- Country: Ivory Coast
- Established: 2011
- Capital: Odienné

Government
- • Governor: Oumar Binaté

Area
- • Total: 20,900 km^{2} (8,100 sq mi)

Population (2021 census)
- • Total: 436,015
- • Density: 20.9/km^{2} (54.0/sq mi)
- HDI (2022): 0.440 low · 13th of 14

= Denguélé District =

District of Ivory Coast

Denguélé District (district du Denguélé, /fr/) is one of fourteen administrative districts of Ivory Coast. The district is located in the northwest corner of the country. The capital of the district is Odienné.

==Creation==
Denguélé District was created in a 2011 administrative reorganisation of the subdivisions of Ivory Coast. The territory of the district was composed of the former Denguélé Region.

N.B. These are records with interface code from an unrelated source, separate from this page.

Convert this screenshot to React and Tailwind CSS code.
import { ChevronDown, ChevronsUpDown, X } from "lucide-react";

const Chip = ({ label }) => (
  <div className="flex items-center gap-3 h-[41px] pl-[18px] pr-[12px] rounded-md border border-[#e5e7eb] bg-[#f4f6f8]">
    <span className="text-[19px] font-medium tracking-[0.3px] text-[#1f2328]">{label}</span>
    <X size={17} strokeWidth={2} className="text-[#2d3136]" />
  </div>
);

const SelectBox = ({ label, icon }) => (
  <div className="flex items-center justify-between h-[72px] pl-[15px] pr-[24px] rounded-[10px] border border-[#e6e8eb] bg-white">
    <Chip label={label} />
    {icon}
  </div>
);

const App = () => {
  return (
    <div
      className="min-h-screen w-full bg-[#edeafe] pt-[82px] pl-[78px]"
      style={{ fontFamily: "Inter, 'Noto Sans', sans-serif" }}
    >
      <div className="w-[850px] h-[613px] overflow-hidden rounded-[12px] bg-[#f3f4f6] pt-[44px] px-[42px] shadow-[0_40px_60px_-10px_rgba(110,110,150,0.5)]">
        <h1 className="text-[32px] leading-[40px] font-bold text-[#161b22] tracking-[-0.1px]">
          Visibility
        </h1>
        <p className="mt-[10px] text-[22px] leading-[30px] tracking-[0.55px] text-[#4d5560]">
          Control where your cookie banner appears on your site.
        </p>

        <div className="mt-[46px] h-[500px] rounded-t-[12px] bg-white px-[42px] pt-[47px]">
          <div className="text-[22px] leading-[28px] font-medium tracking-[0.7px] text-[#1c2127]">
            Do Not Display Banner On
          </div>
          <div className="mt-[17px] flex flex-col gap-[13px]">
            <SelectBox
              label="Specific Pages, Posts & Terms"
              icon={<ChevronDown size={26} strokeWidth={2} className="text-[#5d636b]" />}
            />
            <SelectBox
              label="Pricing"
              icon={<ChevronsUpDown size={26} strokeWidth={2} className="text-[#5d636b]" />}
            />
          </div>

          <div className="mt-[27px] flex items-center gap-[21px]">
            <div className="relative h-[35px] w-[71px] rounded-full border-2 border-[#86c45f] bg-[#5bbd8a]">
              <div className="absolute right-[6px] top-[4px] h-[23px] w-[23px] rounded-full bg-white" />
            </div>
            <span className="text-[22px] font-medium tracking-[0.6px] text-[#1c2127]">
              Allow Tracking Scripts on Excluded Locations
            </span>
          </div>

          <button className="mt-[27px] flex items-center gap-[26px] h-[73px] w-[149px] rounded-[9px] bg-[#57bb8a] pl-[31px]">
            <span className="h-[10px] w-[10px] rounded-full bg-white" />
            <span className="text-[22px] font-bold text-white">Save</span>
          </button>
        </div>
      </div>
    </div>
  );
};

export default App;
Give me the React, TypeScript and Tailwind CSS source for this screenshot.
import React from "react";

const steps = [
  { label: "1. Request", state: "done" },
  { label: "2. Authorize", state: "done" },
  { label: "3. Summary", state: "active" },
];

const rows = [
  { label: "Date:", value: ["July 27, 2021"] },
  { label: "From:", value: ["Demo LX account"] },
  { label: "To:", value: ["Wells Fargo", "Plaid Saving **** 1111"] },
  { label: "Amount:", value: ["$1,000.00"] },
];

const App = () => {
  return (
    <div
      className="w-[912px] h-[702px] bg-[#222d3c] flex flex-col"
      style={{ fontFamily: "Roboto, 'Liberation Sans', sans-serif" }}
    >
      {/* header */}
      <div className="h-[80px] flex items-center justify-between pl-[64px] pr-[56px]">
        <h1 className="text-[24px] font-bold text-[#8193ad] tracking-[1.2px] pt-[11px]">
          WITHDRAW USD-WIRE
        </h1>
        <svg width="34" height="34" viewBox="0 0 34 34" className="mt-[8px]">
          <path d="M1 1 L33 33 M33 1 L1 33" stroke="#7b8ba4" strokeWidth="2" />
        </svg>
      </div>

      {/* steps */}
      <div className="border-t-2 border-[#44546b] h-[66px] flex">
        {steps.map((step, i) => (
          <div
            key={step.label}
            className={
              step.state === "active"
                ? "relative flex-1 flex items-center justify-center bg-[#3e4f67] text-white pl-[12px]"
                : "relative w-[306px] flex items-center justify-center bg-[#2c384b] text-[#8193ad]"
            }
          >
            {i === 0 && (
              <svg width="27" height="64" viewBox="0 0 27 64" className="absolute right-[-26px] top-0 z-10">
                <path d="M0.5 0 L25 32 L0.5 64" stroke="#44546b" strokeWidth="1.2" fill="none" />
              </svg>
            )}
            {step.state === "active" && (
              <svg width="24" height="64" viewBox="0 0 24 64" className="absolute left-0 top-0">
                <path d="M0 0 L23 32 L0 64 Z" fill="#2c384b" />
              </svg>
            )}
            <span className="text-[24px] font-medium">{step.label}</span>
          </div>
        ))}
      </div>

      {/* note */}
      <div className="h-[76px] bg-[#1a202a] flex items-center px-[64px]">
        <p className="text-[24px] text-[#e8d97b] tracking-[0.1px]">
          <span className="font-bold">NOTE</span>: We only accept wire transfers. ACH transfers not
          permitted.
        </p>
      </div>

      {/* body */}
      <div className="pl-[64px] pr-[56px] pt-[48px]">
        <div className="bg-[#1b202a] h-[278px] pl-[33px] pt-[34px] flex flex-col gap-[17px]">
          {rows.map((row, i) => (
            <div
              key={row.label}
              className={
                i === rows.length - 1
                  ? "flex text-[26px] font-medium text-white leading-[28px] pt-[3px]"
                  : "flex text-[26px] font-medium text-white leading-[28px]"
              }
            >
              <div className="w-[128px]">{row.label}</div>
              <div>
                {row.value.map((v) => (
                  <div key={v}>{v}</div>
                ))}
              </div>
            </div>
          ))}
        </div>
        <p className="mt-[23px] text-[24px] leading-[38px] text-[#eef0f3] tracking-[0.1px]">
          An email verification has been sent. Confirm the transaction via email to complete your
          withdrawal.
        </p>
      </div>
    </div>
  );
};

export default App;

==Administrative divisions==
Denguélé District is currently subdivided into two regions and the following departments:
- Folon Region (region seat in Minignan)
  - Kaniasso Department
  - Minignan Department
- Kabadougou Region (region seat also in Odienné)
  - Gbéléban Department
  - Madinani Department
  - Odienné Department
  - Samatiguila Department
  - Séguélon Department

==Population==
According to the 2021 census, Denguélé District has a population of 436,015, making it the second least populated district of the country behind Yamoussoukro Autonomous District.

=== Religion ===

According to the 2021 census, the predominant religion in Denguélé is Islam, practised by 93.3% of the total population. Christians represent 3.9% of the district's population, followed by those with no religion at 1.5%.